Experimental & Translational Stroke Medicine 2011, 3:7 doi:10.1186/2040-7378-3-7
The investigation of central nervous system vascular changes in the pathophysiology of multiple sclerosis (MS) is a time-honored concept. Yet, recent reports on changes in venous cerebrospinal outflow, the advent of new magnetic resonance imaging techniques and the investigation of immunomodulatory properties of several vascular mediators on the molecular level have added new excitement to hypotheses centering around vascular pathology as determining factor in the pathophysiology of MS. Here we critically review the concept of chronic cerebrospinal venous insufficiency in MS patients and describe new imaging techniques including perfusion weighted imaging, susceptibility weighted imaging and diffusion weighted imaging which reveal central nervous system hypoperfusion, perivascular iron deposition and diffuse structural changes in the MS brain.
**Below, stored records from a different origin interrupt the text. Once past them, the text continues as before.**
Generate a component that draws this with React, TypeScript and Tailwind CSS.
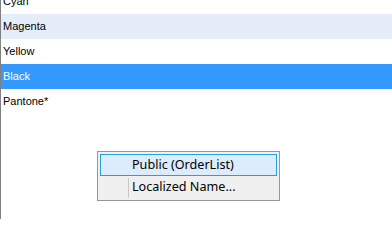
const rows = [
  { name: "Cyan", tone: "plain" },
  { name: "Magenta", tone: "alt" },
  { name: "Yellow", tone: "plain" },
  { name: "Black", tone: "selected" },
  { name: "Pantone*", tone: "plain" },
];

function ColorRow({ name, tone }: { name: string; tone: string }) {
  const bg =
    tone === "selected"
      ? "bg-[#3399ff] text-white"
      : tone === "alt"
        ? "bg-[#e5eef8] text-black"
        : "bg-white text-black";
  return (
    <div className={`h-[25px] flex items-center pl-[2px] text-[11px] ${bg}`}>
      {name}
    </div>
  );
}

function ContextMenu() {
  return (
    <div className="absolute left-[97px] top-[151px] w-[183px] h-[50px] bg-[#f0f0f0] border border-[#979797] p-[2px] font-['Noto_Sans',sans-serif] text-[12.6px] text-black">
      <div className="h-[22px] flex items-center pl-[31px] bg-[#dcecfc] border border-[#26a0da]">
        Public (OrderList)
      </div>
      <div className="h-[22px] flex items-center relative pl-[32px]">
        <span className="absolute left-[28px] top-[2px] bottom-0 w-px bg-[#c8c8c8]" />
        Localized Name...
      </div>
    </div>
  );
}

export default function App() {
  return (
    <div className="relative w-[392px] h-[219px] bg-white overflow-hidden font-['Liberation_Sans',sans-serif]">
      <div className="h-[240px] border-l border-[#808080] mt-[-11px]">
        {rows.map((r) => (
          <ColorRow key={r.name} name={r.name} tone={r.tone} />
        ))}
      </div>
      <ContextMenu />
    </div>
  );
}
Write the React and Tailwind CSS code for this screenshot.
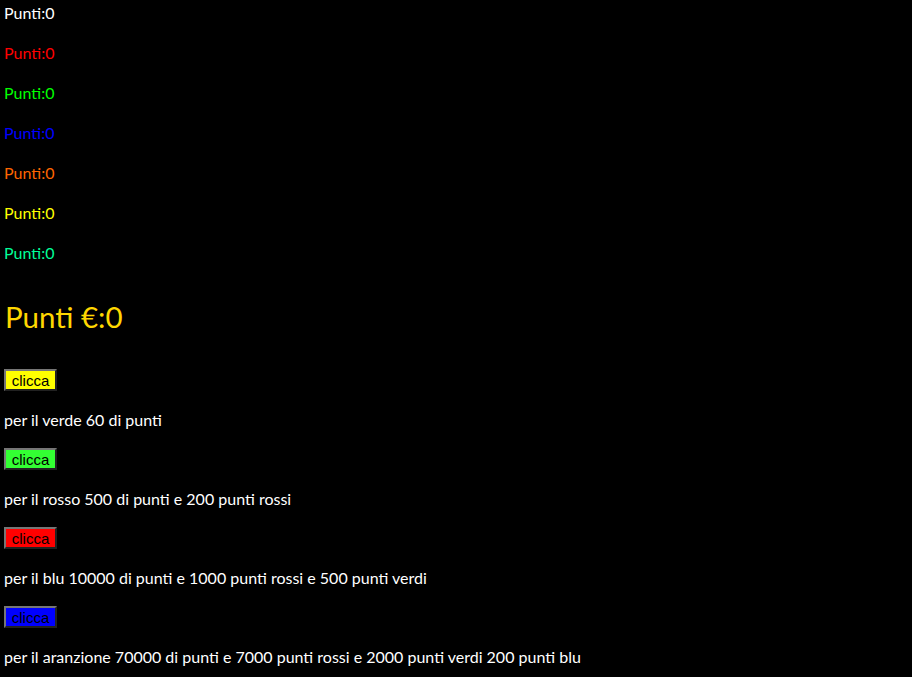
const PUNTI = [
  { color: 'text-white' },
  { color: 'text-[#ff0000]' },
  { color: 'text-[#00ff00]' },
  { color: 'text-[#0000ff]' },
  { color: 'text-[#ff6600]' },
  { color: 'text-[#ffff00]' },
  { color: 'text-[#00ff99]' },
]

const ACQUISTI = [
  { btn: 'bg-[#ffff00]', testo: 'per il verde 60 di punti' },
  { btn: 'bg-[#33ff33]', testo: 'per il rosso 500 di punti e 200 punti rossi' },
  { btn: 'bg-[#ff0000]', testo: 'per il blu 10000 di punti e 1000 punti rossi e 500 punti verdi' },
  { btn: 'bg-[#0000ff]', testo: 'per il aranzione 70000 di punti e 7000 punti rossi e 2000 punti verdi 200 punti blu' },
]

function Bottone({ bg, first }) {
  return (
    <button
      className={`${bg} ${first ? 'mt-[32px]' : 'mt-[15px]'} w-[53px] h-[22px] border-2 border-[#767676] [border-style:outset] text-black text-[15px] leading-none font-['Liberation_Sans',Arial,sans-serif] flex items-center justify-center`}
    >
      clicca
    </button>
  )
}

export default function App() {
  return (
    <div className="min-h-[677px] bg-black pl-1 font-['Lato','Open_Sans',sans-serif]">
      <div className="flex flex-col items-start">
        {PUNTI.map((p, i) => (
          <p key={i} className={`${p.color} text-[16px] h-[26px] leading-[26px] ${i ? 'mt-[14px]' : ''}`}>
            Punti:0
          </p>
        ))}
        <h1 className="text-[#ffd700] text-[29.5px] h-[40px] leading-[40px] mt-[31px] pl-px">Punti €:0</h1>
        {ACQUISTI.map((a, i) => (
          <div key={i} className="flex flex-col items-start">
            <Bottone bg={a.btn} first={i === 0} />
            <p className="text-white text-[16px] h-[26px] leading-[26px] mt-[16px]">{a.testo}</p>
          </div>
        ))}
      </div>
    </div>
  )
}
On a molecular basis, vascular mediators represent interesting targets connecting vascular pathology with immunomodulation. In summary, the relation of venous changes to the pathophysiology of MS may not be as simple as initially described and it certainly seems awkward to think of the complex disease MS solely as result of a simple venous outflow obstruction. Yet, the investigation of new vascular concepts as one variable in the pathophysiology of the autoimmune attack seems very worthwhile and may add to a better understanding of this devastating disorder.